Il secondo fattore spiazzante?
E’ la combinazione tra le leggi Bassanini e il Titolo V. Siamol'unico Paese europeo che per costituzione prevede che le grandi infrastrutture nazionali di trasporto e di energia siano di competenza concorrente regionale. Un conto è "sentire" i territori, un conto è dare al territorio il diritto costituzionale di veto. Tra il '99 e il 2001 l'asse del potere si è spostato in modo irresponsabile dal centro alle periferie causando drammatici effetti di blocco.

A cominciare ad esempio dalla mancata riforma dei servizi locali che nemmeno voi siete riusciti a realizzare.

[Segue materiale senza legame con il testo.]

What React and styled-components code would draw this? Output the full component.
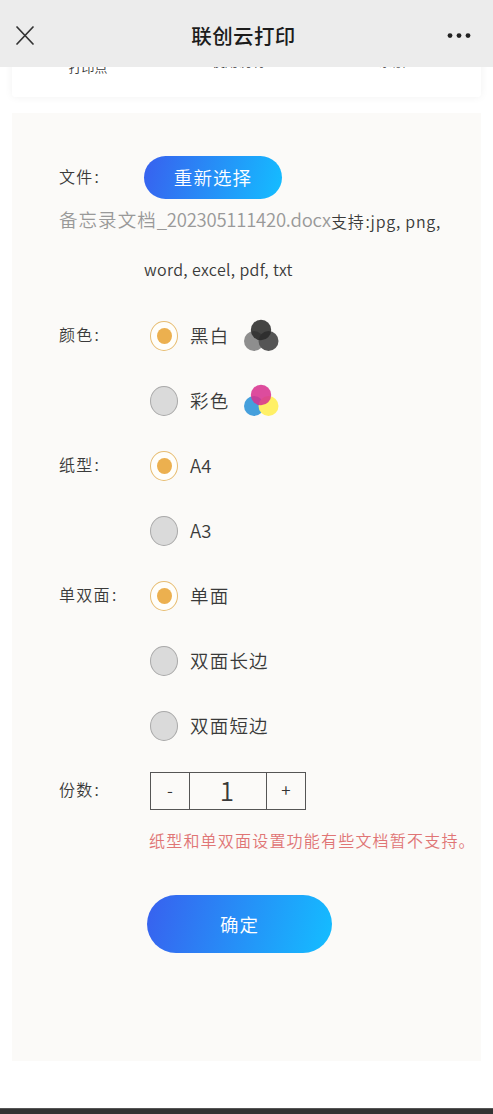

E’ finanza creativa? Io per primo ho inventato la scissione tra proprietà e gestione delle reti. Era una possibilità concreta di aprire al mercato. L'ho messa nella prima finanziaria, ma poi la riforma è stata bloccata subito per la resistenza dei Governi locali che, nel frattempo, con il Titolo V e le Bassanini erano diventati fortissimi e hanno usato in Parlamento il loro potere di blocco. Questo ostacolo non viene rimosso nemmeno dal disegno del Governo, a parte il curiosum ancestrale e ideologico dell'acqua che non si privatizza. Per l'acqua si pensa che il mercato possa fallire, mentre invece per la luce si considera normale prendere il rischio del regresso alle candele. Acqua a parte la legge codifica lo strapotere dei Governi locali: la regola è la gara, ma l'eccezione alla regola ha una tale latitudine e genericità da essere regola a sua volta, la sanzione potendo venire solo dai consumatori-elettori. Tutto questo è pensiero debole, come la confusione tra acqua e acqua minerale. Un Paese serio si impegnerebbe nella riforma della Costituzione. Un'occasione forse persa. Ricordo che nel referendum tanto demonizzato le reti nazionali tornavano al centro.